有没有一种简单的方法可以删除 Python 中字符串中间的括号内不必要的空格？

Question

I've strings in the form of:

s = "Wow that is really nice, ( 2.1 ) shows that according to the drawings in ( 1. 1) and a) there are errors."

and I would like to get a cleaned string in the form of:

s = "Wow that is really nice, (2.1) shows that according to the drawings in (1.1) and a) there are errors."

I tried to fix it with regex:

import re

regex = r" (?=[^(]*\))"
s = "Wow that is really nice, ( 2.1 ) shows that according to the drawings in ( 1. 1) and a) there are some errors."
re.sub(regex, "", s)

But I get faulty results like this: Wow that is really nice, (2.1) shows that according to the drawings in (1.1)anda) there are some errors.

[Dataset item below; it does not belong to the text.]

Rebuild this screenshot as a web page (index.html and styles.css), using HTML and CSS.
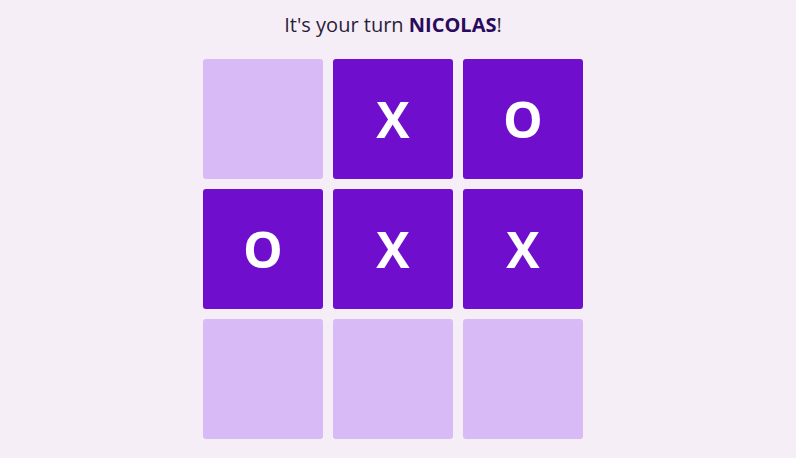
FILE: index.html
```html
<!DOCTYPE html>
<html>
<head>
<meta charset="utf-8">
<link rel="stylesheet" href="styles.css">
</head>
<body>
<main class="game">
  <p class="turn">It's your turn <strong class="player">NICOLAS</strong>!</p>
  <div class="board">
    <div class="cell empty"></div>
    <div class="cell filled">X</div>
    <div class="cell filled">O</div>
    <div class="cell filled">O</div>
    <div class="cell filled">X</div>
    <div class="cell filled">X</div>
    <div class="cell empty"></div>
    <div class="cell empty"></div>
    <div class="cell empty"></div>
  </div>
</main>
</body>
</html>
```
FILE: styles.css
```css
html, body {
  margin: 0;
  padding: 0;
  background: #f5eef6;
  font-family: "Open Sans", sans-serif;
}
.game {
  display: flex;
  flex-direction: column;
  align-items: center;
  padding-right: 10px;
  padding-top: 11px;
}
.turn {
  margin: 0 0 20px 0;
  font-size: 20px;
  line-height: 28px;
  color: #2b1d3a;
}
.player {
  font-weight: 700;
  color: #2a0a5c;
}
.board {
  display: grid;
  grid-template-columns: repeat(3, 120px);
  grid-template-rows: repeat(3, 120px);
  gap: 10px;
}
.cell {
  border-radius: 3px;
  display: flex;
  align-items: center;
  justify-content: center;
  font-size: 50px;
  font-weight: 700;
  color: #ffffff;
}
.empty {
  background: #d8bbf6;
}
.filled {
  background: #6f0ecc;
}
```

Does anyone know how to deal with this problem when you don't always have the same number of opening and closing brackets?

Answer 1

I am not sure about that, but you can try to do the following:

s = s.replace('( ','(')
s = s.replace(' )',')')

Here replace(old, new) is standard function, that replace old string to the new one. I hope it will help.

Answer 2

If the only whitespace you want to remove are the ones that occur directly after an opening bracket (or before a closing), then a simple string replace might work:

>>> s.replace("( ", "(").replace(" )", ")")
'Wow that is really nice, (2.1) shows that according to the drawings in (1. 1) and a) there are errors.'

Answer 3

You can match all the inner-most parentheneses with simple regex, and then perform a substitution on the matches to remove all the whitespaces.

import re
s = "Wow that is really nice, ( 2.1 ) shows that according to the drawings in ( 1. 1) and a) there are errors."
regex = r"\([^\(\)]*\)"
res = re.sub(regex, lambda s: s[0].replace(" ", ""), s)

print(res)

Answer 4

try

 r" (?=[^()]*\))"

This excludes 'close parenthesis' from the things that can be inside a pair of parentheses.

Whether this works will depends whether you have nested brackets in your text.

Nested brackets is not something that can be solved with regex- you need a parser (it may need to count the brackets)

Answer 5

If you also want to match balanced parenthesis and remove the spaces, you can make use of the PyPi regex module and a recursive pattern

\([^)(]*+(?:(?R)[^)(]*)*+\)

See a regex demo .

Note that it will remove all spaces.

import regex

pattern = r"\([^)(]*+(?:(?R)[^)(]*)*+\)"

s = ("Wow that is really nice, ( 2.1 ) shows that according to the drawings in ( 1. 1) and a) there are errors.\n"
"Wow that is really nice, ( 2.1 (2.1 ( 1,3 ) ) )shows that according to the drawings in ( 1. 1) and a) there are errors.")

print(regex.sub(pattern, lambda m: m[0].replace(" ", ""), s))

Output

Wow that is really nice, (2.1) shows that according to the drawings in (1.1) and a) there are errors.
Wow that is really nice, (2.1(2.1(1,3)))shows that according to the drawings in (1.1) and a) there are errors.

---

To only remove the spaces after the ( and before the )

import regex

pattern = r"\([^)(]*+(?:(?R)[^)(]*)*+\)"

s = "Wow that is really nice, ( test in 2.1 (2.1 test( 1,3 test ) ) )shows that according to the drawings in ( 1. 1) and a) there are errors."

print(regex.sub(pattern, lambda m: regex.sub(r"(?<=\() +| +(?=\))", "", m[0]), s))

Output

Wow that is really nice, (test in 2.1 (2.1 test(1,3 test)))shows that according to the drawings in (1. 1) and a) there are errors.